今回のチャレンジは,オンライン研究会ではポスターセッションをどう実現するかという課題に対するひとつの解としての「ビデオセッション」を用意したことである.結果としてポスターセッションの代替にはなり得なかったのは反省すべき点ではあるが,口頭発表に登壇して発表するよりは気楽に参加できるという意味で,学生の発表者を増やすという意義はあった.

ビデオセッションの問題点は,すべてのビデオを視聴するには時間が足りない,というところである.これは予め分かっていた課題だったので,ビデオの提出を早めにお願いし,参加者には事前に視聴しておいてもらったうえで,ビデオセッションの30分で,ビデオのコメント欄を利用して質疑応答してもらおうという建て付けで考えていた.

なにぶん新しい試みであり,参加者にその概念が周知できていなかった点も反省点であろう.参加者から匿名で募った事後の参加者アンケートでは,「ビデオ観てから参加せよと事前にアナウンスすべき」とその点を指摘する声もあった.まあ,こちらとしては,ちゃんと「ビデオ観てから参加してね!」とメールで事前にアナウンスはしていたので,メールの文面をきちんと読んでから参加してほしかった…… と反論するしかないのだが.その点をもっと強調すべきだったとか,何回も念を押すべきだったかとか,そのあたりは,次回もし,またビデオセッションをやるとしたら,それに対する改善項目ではある.

次回開催に向けて

研究発表の質が落ちているのでは?という指摘も頂いた.これについては業界全体の問題とも考えられ,我々としては自ら奮するとともに業界の底上げを目指すべく,さらに鼓舞する施策を検討していくことしかできないが,まあ,エールとして受け止めておきたい.

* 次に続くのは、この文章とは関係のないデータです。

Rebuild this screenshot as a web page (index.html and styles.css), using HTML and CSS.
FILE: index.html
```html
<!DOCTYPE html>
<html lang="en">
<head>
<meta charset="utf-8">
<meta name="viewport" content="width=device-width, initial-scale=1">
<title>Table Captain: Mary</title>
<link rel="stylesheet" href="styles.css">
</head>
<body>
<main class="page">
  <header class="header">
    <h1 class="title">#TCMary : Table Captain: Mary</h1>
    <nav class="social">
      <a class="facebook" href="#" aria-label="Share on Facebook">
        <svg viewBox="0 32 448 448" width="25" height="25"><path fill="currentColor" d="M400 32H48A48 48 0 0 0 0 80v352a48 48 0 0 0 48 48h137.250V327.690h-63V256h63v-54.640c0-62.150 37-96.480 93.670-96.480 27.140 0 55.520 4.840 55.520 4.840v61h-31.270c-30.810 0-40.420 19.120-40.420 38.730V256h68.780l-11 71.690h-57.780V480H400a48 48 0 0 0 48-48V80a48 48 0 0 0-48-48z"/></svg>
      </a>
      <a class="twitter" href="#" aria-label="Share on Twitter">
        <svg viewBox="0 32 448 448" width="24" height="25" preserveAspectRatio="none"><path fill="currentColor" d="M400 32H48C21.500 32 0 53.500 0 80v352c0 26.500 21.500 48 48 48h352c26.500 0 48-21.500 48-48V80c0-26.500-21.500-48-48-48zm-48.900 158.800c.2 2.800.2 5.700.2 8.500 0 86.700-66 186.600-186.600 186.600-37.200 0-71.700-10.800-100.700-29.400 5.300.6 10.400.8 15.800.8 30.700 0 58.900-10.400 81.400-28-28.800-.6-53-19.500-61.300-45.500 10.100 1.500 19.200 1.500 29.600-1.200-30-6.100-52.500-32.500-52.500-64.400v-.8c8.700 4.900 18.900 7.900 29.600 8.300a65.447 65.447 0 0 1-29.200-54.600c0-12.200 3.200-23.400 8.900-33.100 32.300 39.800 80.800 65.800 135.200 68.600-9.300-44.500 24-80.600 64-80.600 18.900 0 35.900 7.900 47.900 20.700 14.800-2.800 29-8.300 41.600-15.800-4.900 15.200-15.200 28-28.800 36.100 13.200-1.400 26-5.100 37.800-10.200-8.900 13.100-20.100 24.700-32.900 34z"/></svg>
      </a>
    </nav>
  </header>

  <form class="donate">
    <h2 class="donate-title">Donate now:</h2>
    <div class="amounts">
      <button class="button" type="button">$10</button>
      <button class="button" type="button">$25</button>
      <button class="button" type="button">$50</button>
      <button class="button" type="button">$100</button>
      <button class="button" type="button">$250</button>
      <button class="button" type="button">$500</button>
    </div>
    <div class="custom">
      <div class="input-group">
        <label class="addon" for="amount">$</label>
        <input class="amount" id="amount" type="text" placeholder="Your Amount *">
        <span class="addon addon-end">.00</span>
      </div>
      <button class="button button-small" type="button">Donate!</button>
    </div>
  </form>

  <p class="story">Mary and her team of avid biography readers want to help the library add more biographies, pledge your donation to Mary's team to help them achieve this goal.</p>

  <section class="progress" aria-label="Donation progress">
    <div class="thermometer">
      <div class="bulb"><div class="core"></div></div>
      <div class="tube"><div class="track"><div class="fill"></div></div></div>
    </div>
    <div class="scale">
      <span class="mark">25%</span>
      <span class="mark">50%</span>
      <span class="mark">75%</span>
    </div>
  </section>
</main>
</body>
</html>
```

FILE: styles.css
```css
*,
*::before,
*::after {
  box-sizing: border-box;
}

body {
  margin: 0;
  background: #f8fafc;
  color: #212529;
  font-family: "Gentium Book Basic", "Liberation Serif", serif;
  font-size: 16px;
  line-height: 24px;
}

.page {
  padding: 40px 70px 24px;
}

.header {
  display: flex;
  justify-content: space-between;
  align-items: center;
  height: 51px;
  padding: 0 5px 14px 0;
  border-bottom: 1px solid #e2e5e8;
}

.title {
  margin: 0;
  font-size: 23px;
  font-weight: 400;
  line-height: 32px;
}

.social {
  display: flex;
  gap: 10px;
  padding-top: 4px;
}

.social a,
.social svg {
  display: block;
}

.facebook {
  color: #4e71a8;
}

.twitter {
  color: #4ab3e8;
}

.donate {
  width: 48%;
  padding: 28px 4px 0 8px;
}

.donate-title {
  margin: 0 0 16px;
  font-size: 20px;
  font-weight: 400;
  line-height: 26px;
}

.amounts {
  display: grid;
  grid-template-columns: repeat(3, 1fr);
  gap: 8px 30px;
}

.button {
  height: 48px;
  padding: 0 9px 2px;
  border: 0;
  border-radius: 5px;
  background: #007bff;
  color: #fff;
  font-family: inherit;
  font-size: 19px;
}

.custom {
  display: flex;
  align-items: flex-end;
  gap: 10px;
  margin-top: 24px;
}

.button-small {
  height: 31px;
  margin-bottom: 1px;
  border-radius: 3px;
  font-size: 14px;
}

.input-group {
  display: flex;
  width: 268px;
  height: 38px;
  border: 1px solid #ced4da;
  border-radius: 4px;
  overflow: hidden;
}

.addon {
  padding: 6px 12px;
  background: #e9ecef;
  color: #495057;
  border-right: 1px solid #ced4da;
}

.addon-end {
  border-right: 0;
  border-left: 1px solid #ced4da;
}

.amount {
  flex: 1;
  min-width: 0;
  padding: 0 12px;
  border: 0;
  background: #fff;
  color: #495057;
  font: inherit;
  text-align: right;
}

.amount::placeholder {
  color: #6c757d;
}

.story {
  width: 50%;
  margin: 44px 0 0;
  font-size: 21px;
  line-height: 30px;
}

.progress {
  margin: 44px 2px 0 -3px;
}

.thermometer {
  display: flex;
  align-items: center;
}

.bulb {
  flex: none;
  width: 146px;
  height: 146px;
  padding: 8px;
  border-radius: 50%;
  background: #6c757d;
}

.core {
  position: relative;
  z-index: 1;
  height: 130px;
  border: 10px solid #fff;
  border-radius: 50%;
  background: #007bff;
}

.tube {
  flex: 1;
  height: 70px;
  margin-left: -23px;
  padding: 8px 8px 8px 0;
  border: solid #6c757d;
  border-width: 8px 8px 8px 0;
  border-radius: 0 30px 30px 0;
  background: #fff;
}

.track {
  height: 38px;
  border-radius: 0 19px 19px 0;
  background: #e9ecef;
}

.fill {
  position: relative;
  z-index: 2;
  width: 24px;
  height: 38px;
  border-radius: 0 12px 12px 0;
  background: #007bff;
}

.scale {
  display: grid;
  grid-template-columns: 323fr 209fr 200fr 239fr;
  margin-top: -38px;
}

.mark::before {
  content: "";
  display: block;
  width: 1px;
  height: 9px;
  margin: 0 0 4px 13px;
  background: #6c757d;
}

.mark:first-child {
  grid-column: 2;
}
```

そして今後の開催に向けてとても参考になった反応は,オンラインと対面のハイブリッド開催を望む声が多数派だったという点である.この点については,今後,真摯に検討していくべき課題であると考える.この反応を得られただけでも,参加者アンケートの意義があったといえる.世の中の多くのイベントでは,これまで,なんとなく「形式的に」参加者アンケートを取っているような印象を受けていたが,我々はちゃんと今後に向けて意見を汲み取って今後の運営に反映させることをお約束する.アンケートに回答してくださった方に御礼申し上げます.